Дома в мартовские всегда шпарит солнце, капель, тесто подходит на пироги, но подросток Важенка, Ирочка Важина, не рада тесту, спешит убежать, улететь из этого приюта одиноких душ — она, бабушка, мать. Масло горит на чугуне, бабушкин рот кривится про материны жизненные промахи. “Никогда Ирочку особо не любила, что я, не знаю, что ли, и меня ни в грош… Двенадцать, тринадцать…” Валокординовая капель. На телевизоре кружевная челочка салфетки, а сверху дулевская плясунья-лебедушка в золотистом шушуне поверх фарфоровых юбок.
— Заткнись, — материно истошное уже за Ирочкиной спиной.

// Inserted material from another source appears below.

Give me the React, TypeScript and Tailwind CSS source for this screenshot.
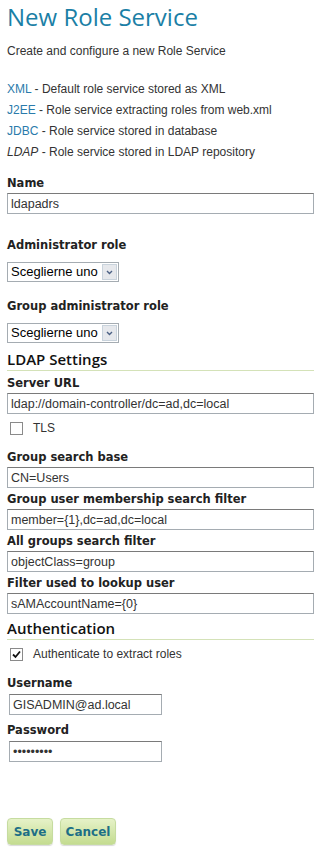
import { useState } from "react";

const body = "font-['Liberation_Sans',sans-serif]";
const label = "block font-['DejaVu_Sans',sans-serif] text-[11.5px] font-bold text-[#222] leading-[14px]";
const field =
  "block h-[21px] border border-[#a5acb2] border-t-[#7a7a7a] bg-white px-[3px] font-['Liberation_Sans',sans-serif] text-[12.5px] text-[#333] outline-none";

function Select() {
  return (
    <div className="flex h-[20px] w-[112px] items-stretch border border-[#a5acb2] bg-white">
      <span className="flex-1 pl-[3px] font-['Liberation_Sans',sans-serif] text-[13px] leading-[18px] text-black">
        Sceglierne uno
      </span>
      <span className="m-px flex w-[15px] items-center justify-center border border-[#c9d3dc] bg-[#e6e8ec]">
        <svg width="7" height="5" viewBox="0 0 7 5">
          <path d="M1 1 L3.5 3.5 L6 1" fill="none" stroke="#4d6185" strokeWidth="1.4" />
        </svg>
      </span>
    </div>
  );
}

function Check({ checked, text }: { checked?: boolean; text: string }) {
  return (
    <div className="flex items-center gap-[10px] pl-[3px]">
      <span className="flex h-[13px] w-[13px] items-center justify-center border border-[#8a8a8a] bg-white">
        {checked && (
          <svg width="9" height="9" viewBox="0 0 9 9">
            <path d="M1 4.5 L3.5 7 L8 1.5" fill="none" stroke="#111" strokeWidth="1.8" />
          </svg>
        )}
      </span>
      <span className={`${body} text-[12px] text-[#333]`}>{text}</span>
    </div>
  );
}

function Section({ title }: { title: string }) {
  return (
    <div className="border-b border-[#d4e2b8] pb-[1px]">
      <h3 className="font-['Open_Sans',sans-serif] text-[15px] font-semibold leading-[20px] text-[#111]">{title}</h3>
    </div>
  );
}

function Field({ name, value, gap = "mt-[4px]" }: { name: string; value: string; gap?: string }) {
  return (
    <div className={gap}>
      <label className={label}>{name}</label>
      <input className={`${field} mt-[3px] w-[307px]`} defaultValue={value} />
    </div>
  );
}

const btn =
  "h-[27px] rounded-[4px] border border-[#c6dca0] bg-gradient-to-b from-[#e6f2c8] to-[#c4dc90] font-['DejaVu_Sans',sans-serif] text-[12px] font-bold text-[#1d6f86] shadow-[0_1px_1px_rgba(0,0,0,0.15)]";

export default function App() {
  const [pw] = useState("secretpwd");
  return (
    <div className={`min-h-[854px] w-[328px] bg-white pl-[7px] pr-[14px] pt-0 ${body}`}>
      <h1 className="font-['Open_Sans',sans-serif] text-[24px] leading-[34px] text-[#1b7fa6]">New Role Service</h1>
      <p className="mt-[9px] text-[12px] leading-[16px] text-[#333]">Create and configure a new Role Service</p>

      <ul className="mt-[22px] flex flex-col gap-[5px] text-[12px] leading-[16px] text-[#333]">
        <li>
          <span className="text-[#2a7bab]">XML</span> - Default role service stored as XML
        </li>
        <li>
          <span className="text-[#2a7bab]">J2EE</span> - Role service extracting roles from web.xml
        </li>
        <li>
          <span className="text-[#2a7bab]">JDBC</span> - Role service stored in database
        </li>
        <li>
          <span className="italic">LDAP</span> - Role service stored in LDAP repository
        </li>
      </ul>

      <Field name="Name" value="ldapadrs" gap="mt-[16px]" />

      <div className="mt-[24px]">
        <label className={label}>Administrator role</label>
        <div className="mt-[10px]">
          <Select />
        </div>
      </div>

      <div className="mt-[17px]">
        <label className={label}>Group administrator role</label>
        <div className="mt-[10px]">
          <Select />
        </div>
      </div>

      <div className="mt-[6px]">
        <Section title="LDAP Settings" />
      </div>

      <Field name="Server URL" value="ldap://domain-controller/dc=ad,dc=local" gap="mt-[5px]" />
      <div className="mt-[5px]">
        <Check text="TLS" />
      </div>

      <Field name="Group search base" value="CN=Users" gap="mt-[13px]" />
      <Field name="Group user membership search filter" value="member={1},dc=ad,dc=local" />
      <Field name="All groups search filter" value="objectClass=group" />
      <Field name="Filter used to lookup user" value="sAMAccountName={0}" />

      <div className="mt-[4px]">
        <Section title="Authentication" />
      </div>
      <div className="mt-[5px]">
        <Check checked text="Authenticate to extract roles" />
      </div>

      <div className="mt-[13px]">
        <label className={label}>Username</label>
        <input className={`${field} ml-[2px] mt-[4px] w-[153px]`} defaultValue="GISADMIN@ad.local" />
      </div>
      <div className="mt-[8px]">
        <label className={label}>Password</label>
        <input type="password" className={`${field} ml-[2px] mt-[4px] w-[153px]`} defaultValue={pw} />
      </div>

      <div className="mt-[56px] flex gap-[7px]">
        <button className={`${btn} w-[46px]`}>Save</button>
        <button className={`${btn} w-[56px]`}>Cancel</button>
      </div>
    </div>
  );
}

Не успела вовремя захлопнуть, и этот крик выпал вместе с запахом масла вслед за ней и стоит на лестничной площадке между ней и соседкой Секацкой. Она говорит: “Посидишь у нас?”
За дверью Секацких — рай, всегда рай, всего-то в четырех Ириных шагах. Как так люди могут разговаривать? Как в кино — весело, ласково, шутят.
— Как ты думаешь, я — баловень судьбы? Только честно.
— А как еще, конечно, честно! В семье не может быть двух баловней!
Ирочка смеется, иногда не понимает, но все равно смеется — что за люди, что за жизнь! Вот же как надо.
На кожаном диване с высокой стеганой спинкой и золочеными клепками Ирочка разглядывает альбомы по архитектуре. Детских книг у Секацких нет. Тяжелые глянцевые страницы, острые по краям, однажды порезала палец.
— Ну-у, — говорит архитектор Секацкий, бросив взгляд на фотографию в альбоме. — Большой театр — это что?
— Ампир? — краснея, предполагает Ирочка.
— Молодчина, — радуется он, горделиво смотрит на жену. — А Зимний дворец?
Запах сдобы, и масло не горит, черничное варенье с алым подбоем пупырится темными ягодами в белых розетках, льняные салфетки геркулесового цвета со сдержанной мережкой.
— Представляешь, в месткоме подарили, — смеется зубной врач Секацкая, доставая из сумки фарфоровую фигурку — к девушке в красной косынке ластится гусь.
Секацкий, в фартуке и мукé, — Восьмое марта — растирает белки добела, до пены, просеивает сахар, хохочет у плиты, разглядывая птичницу, на бедро которой гусь уложил свой клюв. Смеется и Важенка — через неделю она разобьет у себя лебедушку с телевизора, разлетятся по кусочкам ее перламутровые юбки.
— Мещанство же такое, как не понимают, — качает головой Секацкая, вместе с ней качаются ее опаловые серьги.
— Вы отрастили волосы? — удивилась как-то мать, отпирая дверь.
— Я подумала, что мы такие все одинаковые с этой химкой, у всех кудряшки, кудряшки… Вот да, решила, — улыбается Секацкая с мусорным ведром.
Мать потом, снимая сапоги друг об друга, шипела в прихожей — хлебом не корми, дай выпендриться, “все такие одинаковые!”. А ты одна, блин, такая раскрасавица жидовская. Там, где про одинаковость, мать непохоже меняла голос под Секацкую, сильно заводила глаза вверх. Снимает носки и колготки, нюхает их.
— Они поляки! — кричит Важенка.
— Поляки, поляки, — почти мирно бормочет мать, вычищая катышки между пальцами ног.